Но искусственное состояние не вечно: Мельников так искусно развращал Клейнмихеля, что последний наконец не выдержал, — как говорится, сорвался на скверный какой-то поступок в отношении к добросовестным подрядчикам и, сорвавшись раз, уже потом не церемонился, — наподобие тех слуг, которые, нанимаясь, божатся, что не пьют, — и стараются, во имя божбы, скрывать порок; но если раз господин поймает их на месте преступления, то напиваются после того уже каждый день.

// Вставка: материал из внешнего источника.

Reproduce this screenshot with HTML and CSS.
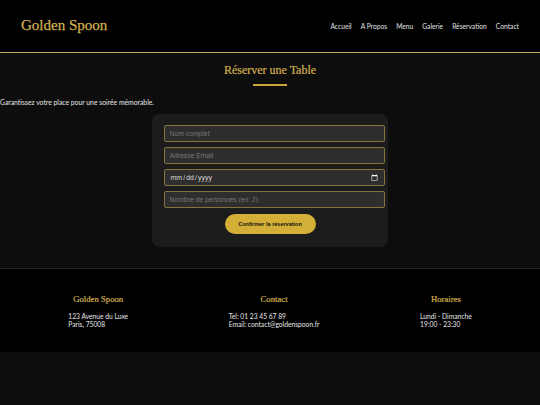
FILE: index.html
```html
<!DOCTYPE html>
<html lang="fr">
<head>
<meta charset="utf-8">
<title>Golden Spoon</title>
<link rel="stylesheet" href="styles.css">
</head>
<body>
<header class="site-header">
  <div class="logo">Golden Spoon</div>
  <nav class="nav">
    <a href="#">Accueil</a>
    <a href="#">A Propos</a>
    <a href="#">Menu</a>
    <a href="#">Galerie</a>
    <a href="#">Réservation</a>
    <a href="#">Contact</a>
  </nav>
</header>
<main class="main">
  <h2 class="title">Réserver une Table</h2>
  <div class="title-bar"></div>
  <p class="intro">Garantissez votre place pour une soirée mémorable.</p>
  <form class="card">
    <input class="field" type="text" placeholder="Nom complet">
    <input class="field" type="email" placeholder="Adresse Email">
    <input class="field" type="date">
    <input class="field" type="number" placeholder="Nombre de personnes (ex: 2)">
    <button class="btn" type="button">Confirmer la réservation</button>
  </form>
</main>
<footer class="footer">
  <div class="col">
    <h3>Golden Spoon</h3>
    <p>123 Avenue du Luxe<br>Paris, 75008</p>
  </div>
  <div class="col">
    <h3>Contact</h3>
    <p>Tel: 01 23 45 67 89<br>Email: contact@goldenspoon.fr</p>
  </div>
  <div class="col">
    <h3>Horaires</h3>
    <p>Lundi - Dimanche<br>19:00 - 23:30</p>
  </div>
</footer>
</body>
</html>
```
FILE: styles.css
```css
html, body {
  margin: 0;
  padding: 0;
  background: #0d0d0d;
  color: #e6e6e6;
  font-family: Lato, "Liberation Sans", sans-serif;
}
.site-header {
  background: #000;
  height: 52px;
  border-bottom: 1px solid #c9a96a;
  display: flex;
  align-items: center;
  justify-content: space-between;
  padding: 0 21px;
  box-sizing: content-box;
}
.logo {
  font-family: "Liberation Serif", serif;
  font-size: 15px;
  color: #d4b050;
  margin-top: -1px;
  -webkit-text-stroke: 0.25px #d4b050;
}
.nav {
  display: flex;
  gap: 9px;
}
.nav a {
  color: #e0e0e0;
  text-decoration: none;
  font-size: 6.7px;
}
.main {
  padding-top: 9px;
  padding-bottom: 21.5px;
}
.title {
  margin: 0;
  text-align: center;
  font-family: "Liberation Serif", serif;
  font-weight: normal;
  font-size: 12px;
  color: #d4b050;
  line-height: 16px;
  -webkit-text-stroke: 0.2px #d4b050;
}
.title-bar {
  width: 34px;
  height: 2px;
  background: #c9a43a;
  margin: 6px auto 0;
}
.intro {
  margin: 12px 0 0;
  font-size: 6.8px;
  line-height: 8px;
  color: #e6e6e6;
}
.card {
  width: 212px;
  margin: 8px auto 0;
  padding: 11px 12px 12.5px;
  background: #1c1c1c;
  border-radius: 8px;
  display: flex;
  flex-direction: column;
  align-items: flex-start;
}
.field {
  box-sizing: border-box;
  width: 221px;
  height: 16.5px;
  margin: 0 0 5.5px;
  padding: 0 4.5px;
  background: #2e2e2e;
  border: 1px solid #85743f;
  border-radius: 2px;
  color: #ddd;
  font-family: "Liberation Sans", Arial, sans-serif;
  font-size: 6.8px;
  color-scheme: dark;
}
.field::placeholder {
  color: #777;
}
.field[type="date"] {
  font-size: 7px;
  color: #ddd;
}
.btn {
  align-self: center;
  margin-top: 1px;
  width: 91px;
  height: 20px;
  border: none;
  border-radius: 10px;
  background: #d4af37;
  color: #111;
  font-family: "Liberation Sans", Arial, sans-serif;
  font-weight: bold;
  font-size: 5.5px;
  cursor: pointer;
}
.footer {
  background: #000;
  border-top: 1px solid #222;
  display: flex;
  justify-content: space-around;
  padding: 24px 18px 24px;
}
.col h3 {
  margin: 0 0 7px;
  text-align: center;
  font-family: "Liberation Serif", serif;
  font-weight: normal;
  font-size: 8.7px;
  line-height: 12px;
  color: #d4b050;
  -webkit-text-stroke: 0.2px #d4b050;
}
.col p {
  margin: 0;
  font-size: 6.7px;
  line-height: 8px;
  color: #e6e6e6;
}
```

В период лучших отношений наших Клейнмихель просил меня сообщить свое мнение насчет устройства Главного управления путей сообщения, которое он «в настоящем положении оставить не может». Главный форс Клейнмихеля был всегда в симметрии… на бумаге: списки с множеством столбов, озаглавленных буквами разных шрифтов и очерченных самыми лучшими карминными чернилами, гармония цвета поля с цветом надписи на ярлыках и т. п. — в этом заключалась его заслуга, выдвинувшая его в передние ряды по службе. Разумеется, задумав переустройство управления, он прежде всего остановился на симметрии, но и симметрии могут быть достигаемы разными системами. Какую принять? Вот в чем вопрос! Я тогда не знал этого и стал ему предлагать такую систему, за которую он чуть не рассорился со мной.
— Нет, любезный Константин Иванович, вы меня не поняли; пожалуй, по-вашему, можно ограничиться двумя департаментами! Что ж это будет за министерство! Я хочу министерство полное, по крайней мере четыре департамента, только не знаю еще, какие лучше. Можно сделать департаменты: 1) сухопутных сообщений, 2) водных сообщений, 3) железных дорог, 4) публичных зданий, — или: 1) департамент проектов, 2) департамент искусственный, 3) хозяйственный, 4) счетный и, кроме того, департамент железных дорог.
В таком составе и образовалось министерство. Замечательно, с какою последовательностью портилось первоначальное учреждение этого управления, которое, по моему мнению, было совершенно рационально. О шоссе в то время еще не думали, — да и дело немудреное; включать в министерство создание публичных зданий тем менее приходило в голову, что, с одной стороны, и тогда уже наши инженеры успели доказать свою несостоятельность в архитектурном деле, с другой — Россия была богата архитекторами первого разряда. Зимний дворец, дома Строганова, Белосельского, Шереметева, собор Смольного монастыря и Казанский — о том свидетельствуют; но, не говоря о Растрелли, эпоха Александра I представляет творения наших отечественных художников. Захаров построил Адмиралтейство, Воронихин — Казанский собор; при Николае I Тон воздвиг церкви, в которых одна кладка стен превосходит все, что сделано официальными инженерами в тяжелых сырых зданиях, как казармы Конной гвардии и проч.